Il y a cependant un autre problème, peut-être plus préoccupant encore : cette jurisprudence extrêmement formaliste aboutit, dans le contexte de majorité relative que connaît l’Assemblée nationale, à annihiler les concessions ou accords politiques réalisés en toute connaissance de cause par le Gouvernement au cours de la procédure parlementaire. C’est ce qui s’est passé dans la décision du 25 janvier dernier, puisque les dispositions considérées comme étant des cavaliers sont celles ayant permis l’accord entre la majorité présidentielle et les élus de la droite parlementaire à l’Assemblée et au Sénat. Un scénario comparable s’était toutefois déjà produit lors de la décision du Conseil relative à la réforme des retraites, puisque les dispositions alors censurées comme « cavaliers » (budgétaires, cette fois-ci) étaient des concessions faites en toute connaissance de cause par le Gouvernement aux oppositions. Dans les deux cas de figure, l’action du Conseil constitutionnel s’est limitée à défaire la délibération parlementaire en protégeant le Gouvernement de ses propres engagements. Dans le cas de la loi immigration, cela revient même à défaire un accord politique qui avait conditionné l’adoption du texte au sein de la commission mixte paritaire puis devant les assemblées. Motif pris d’une jurisprudence formaliste et d’une interprétation particulièrement stricte de la Constitution, le débat parlementaire est ainsi transformé en un jeu de dupes. Cette impression est encore renforcée par le fait que le Gouvernement avait concédé lui-même en amont l’inconstitutionnalité de certaines dispositions et s’était abstenu de les défendre lors de la procédure devant le Conseil.

 

On peut estimer que c’est de « bonne guerre » et que la rigueur de la jurisprudence relative aux cavaliers législatifs doit primer toute autre considération. On peut aussi estimer que le formalisme a ses limites et que le Conseil constitutionnel a su, par le passé, ne pas se faire « plus royaliste que le roi » (pensons par exemple à la jurisprudence Blocage des prix et des revenus relative à la distinction des domaines législatif et règlementaire). Pourquoi censurer à toute force des dispositions additionnelles dont le lien avec le texte initial n’est pas inexistant et qui ont été reconnues recevables à l’Assemblée nationale ou au Sénat avant d’être acceptées par la seconde assemblée et par le Gouvernement ? La rigueur de la jurisprudence sur les cavaliers doit-elle primer le consensus institutionnel et politique, alors même qu’un contrôle de constitutionnalité au fond des dispositions incriminées demeure toujours possible ? Est-il bien utile de favoriser la duplicité du Gouvernement quand celui-ci s’en remet au Conseil constitutionnel pour être délivré de dispositions législatives qu’il a dû concéder à l’opposition pour obtenir le vote de son propre texte ? Il existe dans la jurisprudence constitutionnelle un principe de clarté et de sincérité du débat parlementaire. Ses apparitions sont rares : en un sens, c’est dommage, car la sincérité ne semble pas la qualité la mieux partagée en ces temps agités pour les assemblées.

 

 

 

[1] Samy Benzina, « Loi « Immigration » : une décision constitutionnelle habile au frais des parlementaires », Jus politicum blog, 5 février 2024.

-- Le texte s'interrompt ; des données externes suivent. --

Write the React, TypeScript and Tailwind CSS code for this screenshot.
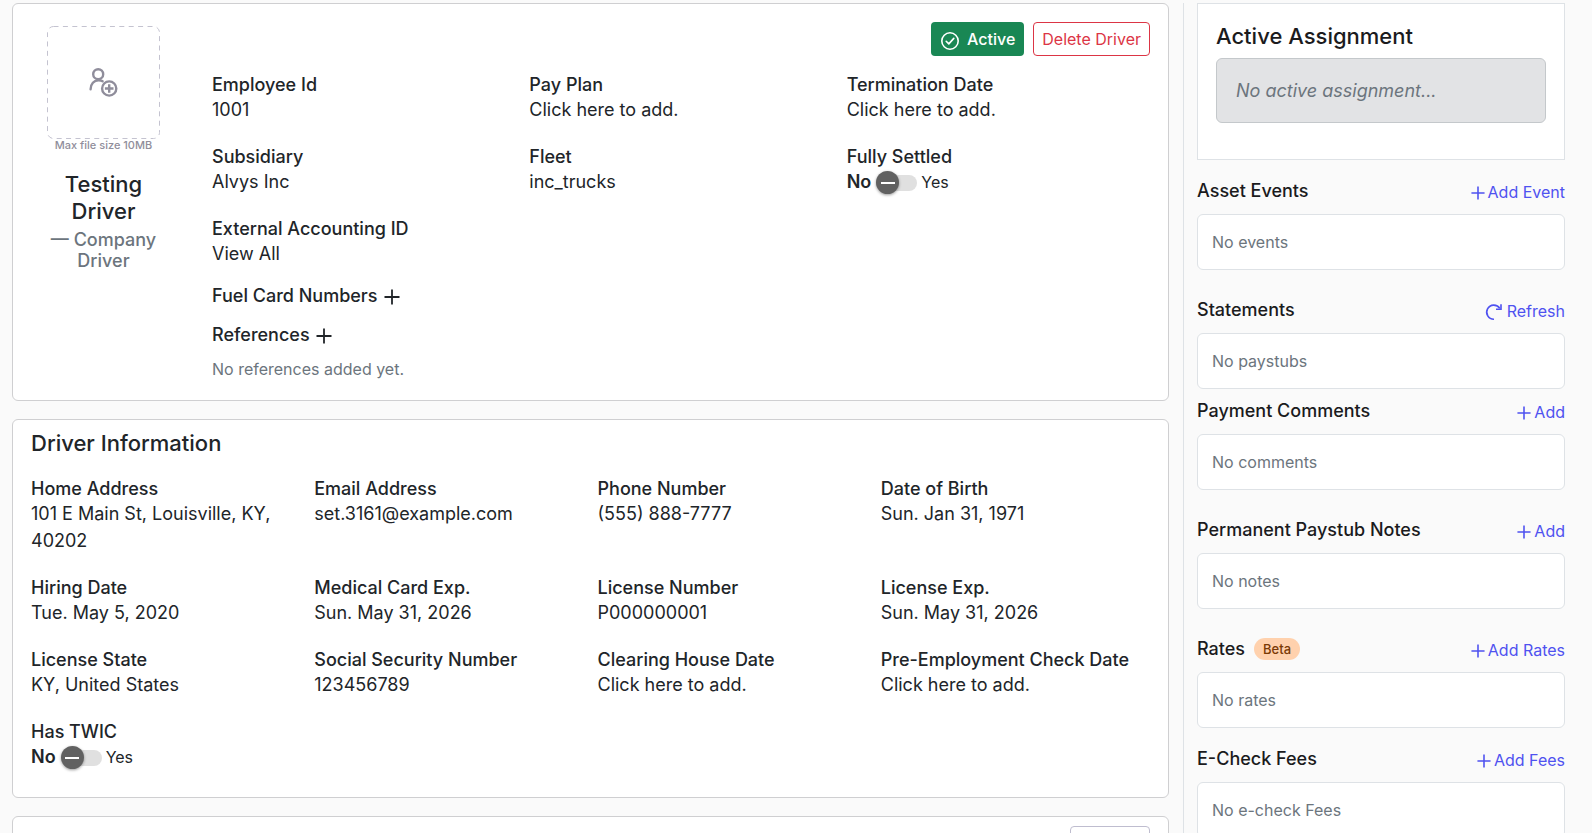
import type { ReactNode } from 'react'

type Field = {
  label: string
  value: string
  editable?: boolean
}

const SUMMARY: Field[] = [
  { label: 'Employee Id', value: '1001' },
  { label: 'Pay Plan', value: 'Click here to add.', editable: true },
  { label: 'Termination Date', value: 'Click here to add.', editable: true },
  { label: 'Subsidiary', value: 'Alvys Inc' },
  { label: 'Fleet', value: 'inc_trucks' },
]

const DRIVER_INFO: Field[] = [
  { label: 'Home Address', value: '101 E Main St, Louisville, KY, 40202' },
  { label: 'Email Address', value: 'set.3161@example.com' },
  { label: 'Phone Number', value: '(555) 888-7777' },
  { label: 'Date of Birth', value: 'Sun. Jan 31, 1971' },
  { label: 'Hiring Date', value: 'Tue. May 5, 2020' },
  { label: 'Medical Card Exp.', value: 'Sun. May 31, 2026' },
  { label: 'License Number', value: 'P000000001' },
  { label: 'License Exp.', value: 'Sun. May 31, 2026' },
  { label: 'License State', value: 'KY, United States' },
  { label: 'Social Security Number', value: '123456789' },
  { label: 'Clearing House Date', value: 'Click here to add.', editable: true },
  { label: 'Pre-Employment Check Date', value: 'Click here to add.', editable: true },
]

export default function App() {
  return (
    <div className="flex h-screen overflow-hidden bg-[#fafafa] pt-[3px] pr-[27px] pl-3 font-['Inter',sans-serif] text-lg leading-[27px] text-[#212529]">
      <main className="min-w-0 flex-1">
        <DriverSummary />
        <DriverInformation />
        <section className="mt-[18px] flex h-40 justify-end rounded-md border border-[#cfcfd1] bg-white px-[18px] pt-[9px]">
          <button type="button" aria-label="Edit" className="h-[34px] w-20 rounded border border-[#bfbdcf]" />
        </section>
      </main>
      <Sidebar />
    </div>
  )
}

function DriverSummary() {
  return (
    <section className="flex rounded-md border border-[#cfcfd1] bg-white px-[18px] pt-[18px] pb-[19px]">
      <div className="flex w-[145px] shrink-0 flex-col items-center px-3 pt-1 text-center">
        <button
          type="button"
          aria-label="Upload photo"
          className="flex size-[113px] shrink-0 items-center justify-center"
        >
          <PhotoFrame />
        </button>
        <small className="text-[11px] leading-3 font-medium whitespace-nowrap text-[#908e9b]">Max file size 10MB</small>
        <h1 className="mt-5 text-[22px] leading-[27px] font-medium">Testing Driver</h1>
        <h2 className="mt-1 leading-[21px] font-medium text-[#6c757d]">— Company Driver</h2>
      </div>
      <div className="ml-9 min-w-0 flex-1">
        <div className="flex justify-end gap-[9px]">
          <button
            type="button"
            className="flex h-[34px] items-center gap-[7px] rounded bg-[#198754] px-[9px] text-base font-medium text-white"
          >
            <CheckCircle />
            Active
          </button>
          <button
            type="button"
            className="h-[34px] rounded border border-[#dc3545] px-2 text-base text-[#dc3545]"
          >
            Delete Driver
          </button>
        </div>
        <div className="mt-[18px] grid grid-cols-3 gap-x-[14px] gap-y-[23px]">
          {SUMMARY.map((field) => (
            <FieldItem key={field.label} field={field} />
          ))}
          <ToggleField id="fully-settled" label="Fully Settled" />
          <FieldItem field={{ label: 'External Accounting ID', value: 'View All', editable: true }} />
        </div>
        <div className="mt-[15px] flex items-center gap-[6px]">
          <h3 className="font-medium">Fuel Card Numbers</h3>
          <button type="button" aria-label="Add fuel card number" className="pt-[2px]">
            <Plus className="size-4" />
          </button>
        </div>
        <div className="mt-3 flex items-center gap-[6px]">
          <h3 className="font-medium">References</h3>
          <button type="button" aria-label="Add reference" className="pt-[2px]">
            <Plus className="size-4" />
          </button>
        </div>
        <p className="mt-[9px] text-base leading-6 text-[#6c757d]">No references added yet.</p>
      </div>
    </section>
  )
}

function DriverInformation() {
  return (
    <section className="mt-[18px] rounded-md border border-[#cfcfd1] bg-white px-[18px] pt-[10px] pb-[27px]">
      <h2 className="text-[22px] leading-[26px] font-medium">Driver Information</h2>
      <div className="mt-[22px] grid grid-cols-4 gap-x-[14px] gap-y-[23px]">
        {DRIVER_INFO.map((field) => (
          <FieldItem key={field.label} field={field} />
        ))}
        <ToggleField id="has-twic" label="Has TWIC" />
      </div>
    </section>
  )
}

function FieldItem({ field }: { field: Field }) {
  return (
    <div className="min-w-0">
      <h3 className="leading-[22px] font-medium">{field.label}</h3>
      {field.editable ? (
        <button type="button" className="block cursor-pointer text-left">
          {field.value}
        </button>
      ) : (
        <p>{field.value}</p>
      )}
    </div>
  )
}

function ToggleField({ id, label }: { id: string; label: string }) {
  return (
    <div>
      <label htmlFor={id} className="block leading-[22px] font-medium">
        {label}
      </label>
      <div className="flex items-center">
        <span className="font-semibold">No</span>
        <span className="relative mt-[2px] mr-1 ml-[5px] flex h-[23px] w-[41px] items-center">
          <input id={id} type="checkbox" role="switch" className="h-4 w-full appearance-none rounded-full bg-[#e0e0e0]" />
          <span className="pointer-events-none absolute top-0 left-0 flex size-[23px] items-center justify-center rounded-full bg-[#616161] shadow-[0_1px_3px_rgba(0,0,0,0.4)]">
            <span className="h-[2px] w-[14px] bg-white" />
          </span>
        </span>
        <span className="text-base">Yes</span>
      </div>
    </div>
  )
}

function Sidebar() {
  return (
    <aside className="ml-[14px] w-[382px] shrink-0 border-l border-[#dee2e6] pl-[13px] text-[#1b1b1d]">
      <section className="border border-[#dee2e6] bg-white px-[18px] pt-[18px] pb-9">
        <h2 className="text-[22px] leading-7 font-medium">Active Assignment</h2>
        <p className="mt-2 rounded-md border border-[#c4c8cb] bg-[#e2e3e5] px-[19px] py-[18px] text-[#6c757d] italic">
          No active assignment...
        </p>
      </section>
      <SidePanel className="mt-[17px]" title="Asset Events" action="Add Event" empty="No events" />
      <SidePanel
        className="mt-[26px]"
        title="Statements"
        action="Refresh"
        icon={<Refresh />}
        empty="No paystubs"
      />
      <SidePanel className="mt-2" title="Payment Comments" action="Add" empty="No comments" />
      <SidePanel className="mt-[26px]" title="Permanent Paystub Notes" action="Add" empty="No notes" />
      <SidePanel
        className="mt-[26px]"
        title="Rates"
        badge={
          <span className="rounded-full bg-[#ffd1ad] px-[9px] text-[13px] leading-[22px] font-medium text-[#7a3a06]">
            Beta
          </span>
        }
        action="Add Rates"
        empty="No rates"
      />
      <SidePanel className="mt-[17px]" title="E-Check Fees" action="Add Fees" empty="No e-check Fees" />
    </aside>
  )
}

type SidePanelProps = {
  title: string
  action: string
  empty: string
  className: string
  badge?: ReactNode
  icon?: ReactNode
}

function SidePanel({ title, action, empty, className, badge, icon }: SidePanelProps) {
  return (
    <section className={className}>
      <div className="flex items-start justify-between">
        <div className="flex items-center gap-[9px]">
          <h3 className="font-medium">{title}</h3>
          {badge}
        </div>
        <button type="button" className="flex items-center gap-[3px] pt-1 text-base leading-[23px] text-[#4f52f0]">
          {icon ?? <Plus className="size-[14px]" />}
          {action}
        </button>
      </div>
      <div className="mt-[10px] rounded-md border border-[#dee2e6] bg-white px-[14px] py-[15px] text-base leading-6 text-[#6c757d]">
        {empty}
      </div>
    </section>
  )
}

function Plus({ className }: { className: string }) {
  return (
    <svg viewBox="0 0 16 16" fill="none" stroke="currentColor" strokeWidth="1.8" className={className}>
      <path d="M8 0.5v15M0.5 8h15" />
    </svg>
  )
}

function CheckCircle() {
  return (
    <svg viewBox="0 0 20 20" fill="none" stroke="currentColor" strokeWidth="1.6" className="mt-1 size-5">
      <circle cx="10" cy="10" r="8.2" />
      <path d="M6.2 10.3l2.6 2.6L13.8 7.4" strokeLinecap="round" strokeLinejoin="round" />
    </svg>
  )
}

function Refresh() {
  return (
    <svg viewBox="0 0 20 20" fill="none" stroke="currentColor" strokeWidth="1.6" className="size-5">
      <path d="M10 17.3A7.1 7.1 0 1 1 15.8 6.4" />
      <path d="M17 2.3V7.2H12" />
    </svg>
  )
}

/** Dashed drop zone with the add-person drawing in its middle. */
function PhotoFrame() {
  return (
    <svg viewBox="0 0 113 113" fill="none" stroke="#8f8d9b" strokeWidth="2.4" className="size-full">
      <rect x="0.5" y="0.5" width="112" height="112" rx="6" stroke="#c4c3d0" strokeWidth="1" strokeDasharray="5 4.4" />
      <circle cx="51.2" cy="48.2" r="5" />
      <path d="M43.6 63.2c0-5 3.4-9 8-9 1.8 0 3 .4 4 1.1" strokeLinecap="round" />
      <circle cx="62.2" cy="62.5" r="7.1" />
      <path d="M62.2 58.2v8.6M57.9 62.5h8.6" />
    </svg>
  )
}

[2] « Laurent Wauquiez, après la large censure de la loi Immigration : « Il faut donner au Parlement le dernier mot » », Le Parisien, 25 janvier 2024.

[3] « Censure de la loi immigration : François-Xavier Bellamy dénonce « un coup d’Etat institutionnel », Public Sénat, 26 janvier 2024.

[4] Cons. Const., décision n° 2016-745 DC du 26 janvier 2017, Loi relative à l’égalité et à la citoyenneté.

[5] Cons. Const., décision n° 2018-771 DC du 25 octobre 2018, Loi pour l’équilibre des relations commerciales dans le secteur agricole et alimentaire et une alimentation saine, durable et accessible à tous.

[6] En l’espèce, il s’agit de l’article 98 RAN et de l’article 44 bis RS.

[7] C’est l’argument principal mobilisé par le président du Conseil dans ses récentes interventions médiatiques destinées à expliquer et défendre la décision du 25 janvier, par exemple dans la matinale de France inter le 26 janvier ou encore le même jour dans l’émission « C à vous » sur France 5.

[8] Il est certes difficile de faire exactement la part de la responsabilité de chaque acteur car le Conseil aura beau jeu de rétorquer que le nombre de censures en valeur absolue ne nous apprend pas grand-chose : après tout, cette augmentation pourrait tout aussi bien être le fait d’une évolution des pratiques parlementaires et de la multiplication des amendements éloignés du texte initial. De fait, certaines lois récentes se caractérisent effectivement par le nombre important d’articles additionnels qu’elles contiennent par rapport au texte initial (la loi égalité et citoyenneté était ainsi passée de 41 à 224 articles, tandis que la loi EGALIM était passée de 17 à 98 articles). Mais ce phénomène existait déjà, dans une moindre mesure certes, avant que le Conseil ne développe sa jurisprudence relative aux cavaliers législatifs. En 2003, une loi du 26 novembre relative à l’immigration (déjà) était ainsi passée au cours des débats de 45 à 95 articles. En 2006, une loi du 24 juillet relative à l’immigration (encore) était passée en cours de débat de 84 à 120 articles. Dans les deux cas, aucune censure n’avait été prononcée par le Conseil pour des motifs de procédure.

[9] Dans l’émission « C à vous » précédemment mentionnée.